SHORT TASK —
Write out again only the lines between the one with "Output the component" and the end of the records below, both ends counted, and don't include the pictures.

TASK MATERIAL —
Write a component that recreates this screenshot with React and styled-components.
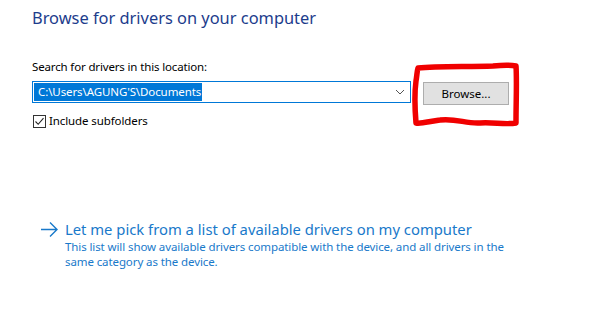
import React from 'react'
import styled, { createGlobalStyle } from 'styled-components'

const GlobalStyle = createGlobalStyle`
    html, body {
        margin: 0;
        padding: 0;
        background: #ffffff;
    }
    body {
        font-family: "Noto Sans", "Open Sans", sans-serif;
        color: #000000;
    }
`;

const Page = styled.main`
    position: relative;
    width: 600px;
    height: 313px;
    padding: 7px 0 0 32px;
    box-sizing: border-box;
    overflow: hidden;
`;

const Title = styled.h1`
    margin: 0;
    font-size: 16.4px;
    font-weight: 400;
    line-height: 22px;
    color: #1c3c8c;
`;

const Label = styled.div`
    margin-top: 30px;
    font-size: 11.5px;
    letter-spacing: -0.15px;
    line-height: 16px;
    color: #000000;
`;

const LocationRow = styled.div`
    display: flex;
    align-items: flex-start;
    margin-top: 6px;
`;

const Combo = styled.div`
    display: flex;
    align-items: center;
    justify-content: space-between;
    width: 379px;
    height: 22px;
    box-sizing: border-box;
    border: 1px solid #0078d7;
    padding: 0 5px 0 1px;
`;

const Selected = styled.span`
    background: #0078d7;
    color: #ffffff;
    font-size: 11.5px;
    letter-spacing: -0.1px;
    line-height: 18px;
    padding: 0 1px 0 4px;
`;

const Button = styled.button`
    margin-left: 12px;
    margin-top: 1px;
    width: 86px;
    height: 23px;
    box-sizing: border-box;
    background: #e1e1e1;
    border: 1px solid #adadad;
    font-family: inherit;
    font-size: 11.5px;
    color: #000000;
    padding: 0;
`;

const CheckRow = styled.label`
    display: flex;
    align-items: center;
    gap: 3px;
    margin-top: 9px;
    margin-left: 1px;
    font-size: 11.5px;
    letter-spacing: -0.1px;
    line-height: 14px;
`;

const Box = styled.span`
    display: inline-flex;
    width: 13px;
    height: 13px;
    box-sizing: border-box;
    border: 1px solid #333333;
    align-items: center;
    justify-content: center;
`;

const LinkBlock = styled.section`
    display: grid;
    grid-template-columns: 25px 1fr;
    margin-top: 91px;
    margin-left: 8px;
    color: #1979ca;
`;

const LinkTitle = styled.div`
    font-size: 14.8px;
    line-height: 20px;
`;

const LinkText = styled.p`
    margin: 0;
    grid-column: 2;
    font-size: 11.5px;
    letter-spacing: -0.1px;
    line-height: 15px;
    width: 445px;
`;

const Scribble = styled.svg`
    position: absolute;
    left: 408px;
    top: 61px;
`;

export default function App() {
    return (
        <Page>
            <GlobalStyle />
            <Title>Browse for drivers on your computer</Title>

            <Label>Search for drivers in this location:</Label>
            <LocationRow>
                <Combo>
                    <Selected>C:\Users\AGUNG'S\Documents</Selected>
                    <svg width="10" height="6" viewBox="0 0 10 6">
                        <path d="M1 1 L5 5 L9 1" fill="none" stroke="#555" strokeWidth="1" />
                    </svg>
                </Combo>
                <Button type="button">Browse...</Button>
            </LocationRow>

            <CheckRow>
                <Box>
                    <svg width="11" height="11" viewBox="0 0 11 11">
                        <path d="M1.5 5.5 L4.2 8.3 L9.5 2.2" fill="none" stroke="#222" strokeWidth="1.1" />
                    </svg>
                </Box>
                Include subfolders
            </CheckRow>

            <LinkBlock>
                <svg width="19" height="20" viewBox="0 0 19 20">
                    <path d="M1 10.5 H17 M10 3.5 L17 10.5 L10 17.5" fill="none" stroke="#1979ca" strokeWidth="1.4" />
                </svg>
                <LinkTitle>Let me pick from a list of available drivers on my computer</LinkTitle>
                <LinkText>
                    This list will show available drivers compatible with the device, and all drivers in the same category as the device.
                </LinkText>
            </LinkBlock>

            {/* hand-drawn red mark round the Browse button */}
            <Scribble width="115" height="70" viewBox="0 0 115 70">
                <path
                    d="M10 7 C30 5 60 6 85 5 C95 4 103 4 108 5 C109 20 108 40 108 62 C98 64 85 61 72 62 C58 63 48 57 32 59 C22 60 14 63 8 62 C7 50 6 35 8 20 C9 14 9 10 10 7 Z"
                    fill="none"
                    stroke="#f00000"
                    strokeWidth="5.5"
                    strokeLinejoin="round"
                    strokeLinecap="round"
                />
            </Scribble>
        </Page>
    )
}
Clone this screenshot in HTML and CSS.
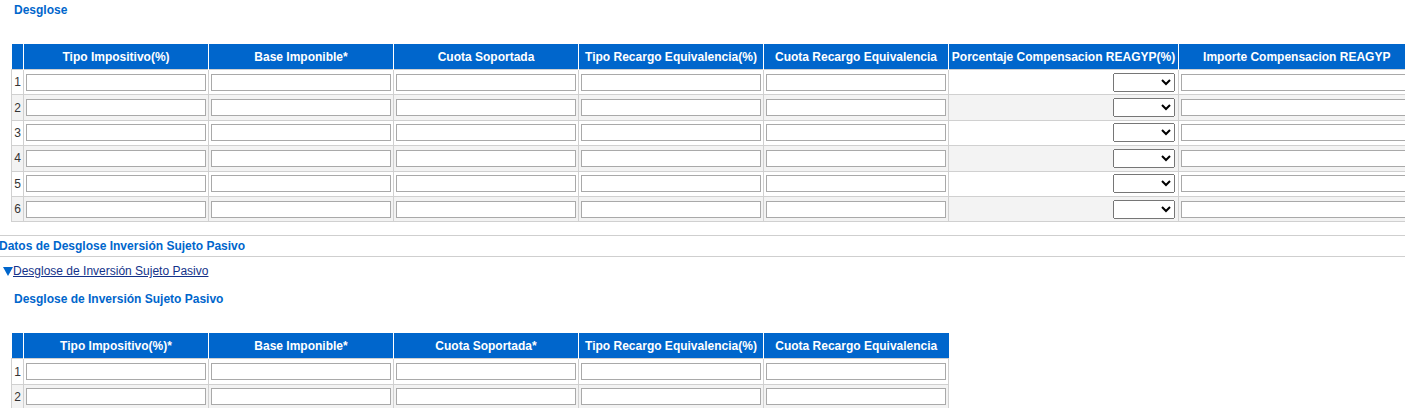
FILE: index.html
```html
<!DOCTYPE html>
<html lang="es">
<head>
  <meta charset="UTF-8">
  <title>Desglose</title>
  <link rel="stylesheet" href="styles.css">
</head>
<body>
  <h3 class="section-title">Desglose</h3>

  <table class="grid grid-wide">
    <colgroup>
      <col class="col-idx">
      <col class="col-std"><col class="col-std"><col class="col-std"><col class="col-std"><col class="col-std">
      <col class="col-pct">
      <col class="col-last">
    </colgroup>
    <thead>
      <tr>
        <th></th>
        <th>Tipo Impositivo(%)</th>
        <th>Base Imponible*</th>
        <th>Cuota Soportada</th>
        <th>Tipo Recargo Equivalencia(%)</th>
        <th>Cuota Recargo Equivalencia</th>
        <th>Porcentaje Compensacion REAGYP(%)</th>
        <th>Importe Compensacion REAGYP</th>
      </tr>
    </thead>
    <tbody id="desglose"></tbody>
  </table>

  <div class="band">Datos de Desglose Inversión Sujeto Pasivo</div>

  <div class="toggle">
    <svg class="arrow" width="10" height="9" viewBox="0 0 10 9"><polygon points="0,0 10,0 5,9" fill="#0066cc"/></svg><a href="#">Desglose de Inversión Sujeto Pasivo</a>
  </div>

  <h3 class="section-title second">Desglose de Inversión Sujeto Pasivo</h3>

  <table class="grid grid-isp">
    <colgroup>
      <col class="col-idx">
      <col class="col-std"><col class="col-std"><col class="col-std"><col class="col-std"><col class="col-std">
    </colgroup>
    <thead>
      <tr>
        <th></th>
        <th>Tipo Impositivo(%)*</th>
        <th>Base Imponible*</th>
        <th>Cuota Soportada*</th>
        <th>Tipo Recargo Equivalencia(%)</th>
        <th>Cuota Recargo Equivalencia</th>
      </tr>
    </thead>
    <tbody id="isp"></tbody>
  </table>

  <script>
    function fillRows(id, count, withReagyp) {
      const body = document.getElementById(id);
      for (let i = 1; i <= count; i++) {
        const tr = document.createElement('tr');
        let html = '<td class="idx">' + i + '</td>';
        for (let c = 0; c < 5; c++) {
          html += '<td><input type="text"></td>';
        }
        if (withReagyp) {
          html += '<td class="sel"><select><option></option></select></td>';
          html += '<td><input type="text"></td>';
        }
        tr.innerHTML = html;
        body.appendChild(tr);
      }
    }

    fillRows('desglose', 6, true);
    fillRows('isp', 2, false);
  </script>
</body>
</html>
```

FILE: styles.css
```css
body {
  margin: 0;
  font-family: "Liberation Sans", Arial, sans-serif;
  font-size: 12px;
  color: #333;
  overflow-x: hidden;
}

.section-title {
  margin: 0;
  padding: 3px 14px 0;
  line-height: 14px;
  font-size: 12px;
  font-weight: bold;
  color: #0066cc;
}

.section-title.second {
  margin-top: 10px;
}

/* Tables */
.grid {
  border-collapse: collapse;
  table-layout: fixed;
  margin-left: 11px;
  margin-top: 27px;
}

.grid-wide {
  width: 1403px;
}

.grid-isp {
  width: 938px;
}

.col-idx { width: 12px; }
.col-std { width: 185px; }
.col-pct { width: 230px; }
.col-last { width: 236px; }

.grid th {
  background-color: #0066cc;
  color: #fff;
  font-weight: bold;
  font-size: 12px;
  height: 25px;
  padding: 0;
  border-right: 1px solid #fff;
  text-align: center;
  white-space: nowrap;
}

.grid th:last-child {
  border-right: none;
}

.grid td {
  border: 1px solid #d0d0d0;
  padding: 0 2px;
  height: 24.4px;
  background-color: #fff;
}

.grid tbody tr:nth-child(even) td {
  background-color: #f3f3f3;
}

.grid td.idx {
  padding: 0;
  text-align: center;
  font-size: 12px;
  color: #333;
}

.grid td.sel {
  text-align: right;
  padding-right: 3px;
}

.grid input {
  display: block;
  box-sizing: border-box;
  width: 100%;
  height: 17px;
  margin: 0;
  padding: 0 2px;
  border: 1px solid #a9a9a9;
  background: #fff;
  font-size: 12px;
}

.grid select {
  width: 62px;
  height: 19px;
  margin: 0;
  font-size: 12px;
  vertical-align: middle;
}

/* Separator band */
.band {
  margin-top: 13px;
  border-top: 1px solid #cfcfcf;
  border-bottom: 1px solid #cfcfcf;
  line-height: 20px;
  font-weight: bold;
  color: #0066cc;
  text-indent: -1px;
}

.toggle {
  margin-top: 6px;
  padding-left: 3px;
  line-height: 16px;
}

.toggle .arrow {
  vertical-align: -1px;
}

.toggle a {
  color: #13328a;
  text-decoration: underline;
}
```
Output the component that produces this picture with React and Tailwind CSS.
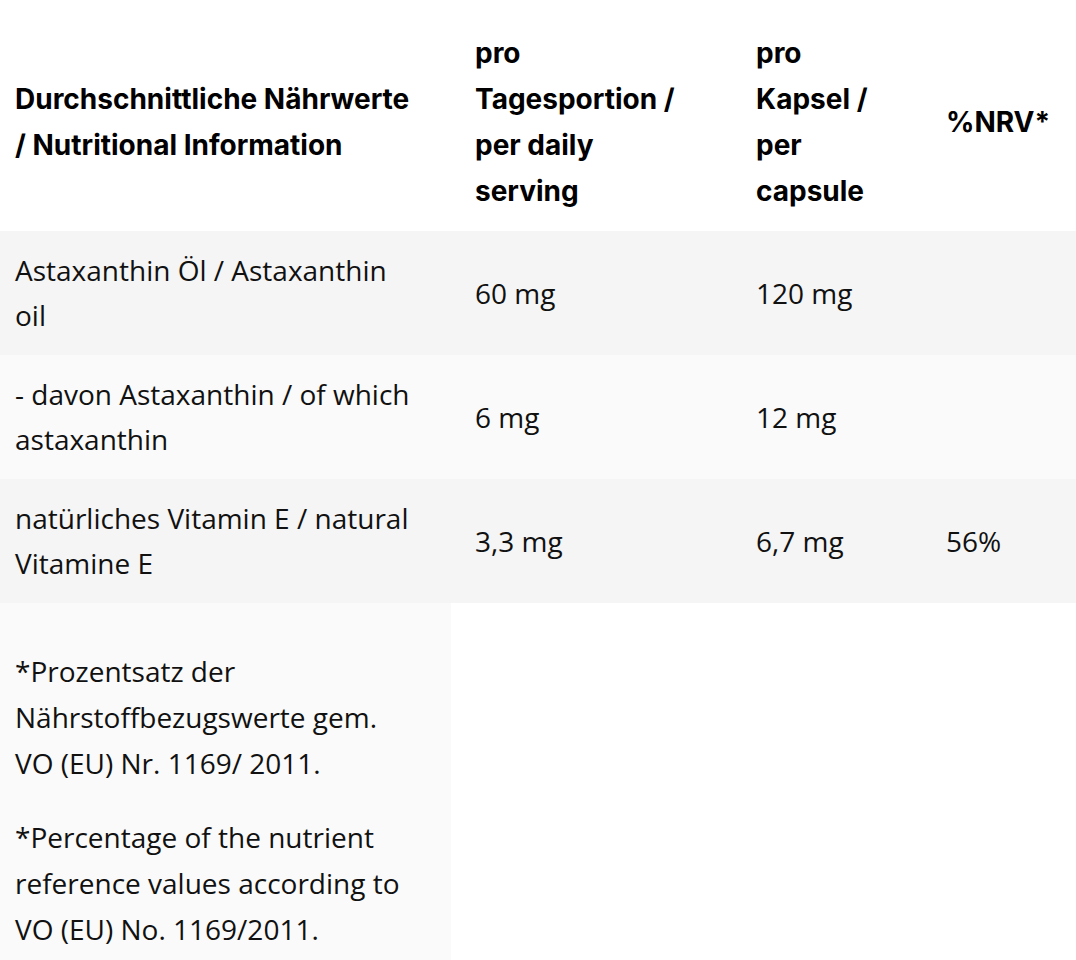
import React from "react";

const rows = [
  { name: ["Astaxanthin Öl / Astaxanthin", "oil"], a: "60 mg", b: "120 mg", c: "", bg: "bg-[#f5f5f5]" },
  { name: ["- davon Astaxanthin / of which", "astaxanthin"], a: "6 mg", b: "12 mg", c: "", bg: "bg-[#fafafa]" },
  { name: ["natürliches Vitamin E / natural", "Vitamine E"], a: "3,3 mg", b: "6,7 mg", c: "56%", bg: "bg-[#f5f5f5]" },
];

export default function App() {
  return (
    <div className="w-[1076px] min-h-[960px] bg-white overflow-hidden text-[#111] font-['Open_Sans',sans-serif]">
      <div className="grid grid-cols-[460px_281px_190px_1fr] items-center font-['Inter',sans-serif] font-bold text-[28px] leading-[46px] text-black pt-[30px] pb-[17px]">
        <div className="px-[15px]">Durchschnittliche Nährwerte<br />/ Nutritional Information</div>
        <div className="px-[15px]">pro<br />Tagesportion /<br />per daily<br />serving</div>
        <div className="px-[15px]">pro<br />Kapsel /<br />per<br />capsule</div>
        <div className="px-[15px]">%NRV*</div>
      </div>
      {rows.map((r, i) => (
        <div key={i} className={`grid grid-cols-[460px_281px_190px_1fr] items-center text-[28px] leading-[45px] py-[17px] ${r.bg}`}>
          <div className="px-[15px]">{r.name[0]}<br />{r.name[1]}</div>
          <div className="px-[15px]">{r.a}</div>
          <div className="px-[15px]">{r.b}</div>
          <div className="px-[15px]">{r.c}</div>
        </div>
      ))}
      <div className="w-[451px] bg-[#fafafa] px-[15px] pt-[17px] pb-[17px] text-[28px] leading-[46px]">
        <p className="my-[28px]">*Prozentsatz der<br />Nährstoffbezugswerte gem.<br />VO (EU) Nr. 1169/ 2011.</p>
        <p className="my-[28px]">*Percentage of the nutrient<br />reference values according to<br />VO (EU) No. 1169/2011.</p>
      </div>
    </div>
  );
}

TASK RESPONSE —
Output the component that produces this picture with React and Tailwind CSS.
import React from "react";

const rows = [
  { name: ["Astaxanthin Öl / Astaxanthin", "oil"], a: "60 mg", b: "120 mg", c: "", bg: "bg-[#f5f5f5]" },
  { name: ["- davon Astaxanthin / of which", "astaxanthin"], a: "6 mg", b: "12 mg", c: "", bg: "bg-[#fafafa]" },
  { name: ["natürliches Vitamin E / natural", "Vitamine E"], a: "3,3 mg", b: "6,7 mg", c: "56%", bg: "bg-[#f5f5f5]" },
];

export default function App() {
  return (
    <div className="w-[1076px] min-h-[960px] bg-white overflow-hidden text-[#111] font-['Open_Sans',sans-serif]">
      <div className="grid grid-cols-[460px_281px_190px_1fr] items-center font-['Inter',sans-serif] font-bold text-[28px] leading-[46px] text-black pt-[30px] pb-[17px]">
        <div className="px-[15px]">Durchschnittliche Nährwerte<br />/ Nutritional Information</div>
        <div className="px-[15px]">pro<br />Tagesportion /<br />per daily<br />serving</div>
        <div className="px-[15px]">pro<br />Kapsel /<br />per<br />capsule</div>
        <div className="px-[15px]">%NRV*</div>
      </div>
      {rows.map((r, i) => (
        <div key={i} className={`grid grid-cols-[460px_281px_190px_1fr] items-center text-[28px] leading-[45px] py-[17px] ${r.bg}`}>
          <div className="px-[15px]">{r.name[0]}<br />{r.name[1]}</div>
          <div className="px-[15px]">{r.a}</div>
          <div className="px-[15px]">{r.b}</div>
          <div className="px-[15px]">{r.c}</div>
        </div>
      ))}
      <div className="w-[451px] bg-[#fafafa] px-[15px] pt-[17px] pb-[17px] text-[28px] leading-[46px]">
        <p className="my-[28px]">*Prozentsatz der<br />Nährstoffbezugswerte gem.<br />VO (EU) Nr. 1169/ 2011.</p>
        <p className="my-[28px]">*Percentage of the nutrient<br />reference values according to<br />VO (EU) No. 1169/2011.</p>
      </div>
    </div>
  );
}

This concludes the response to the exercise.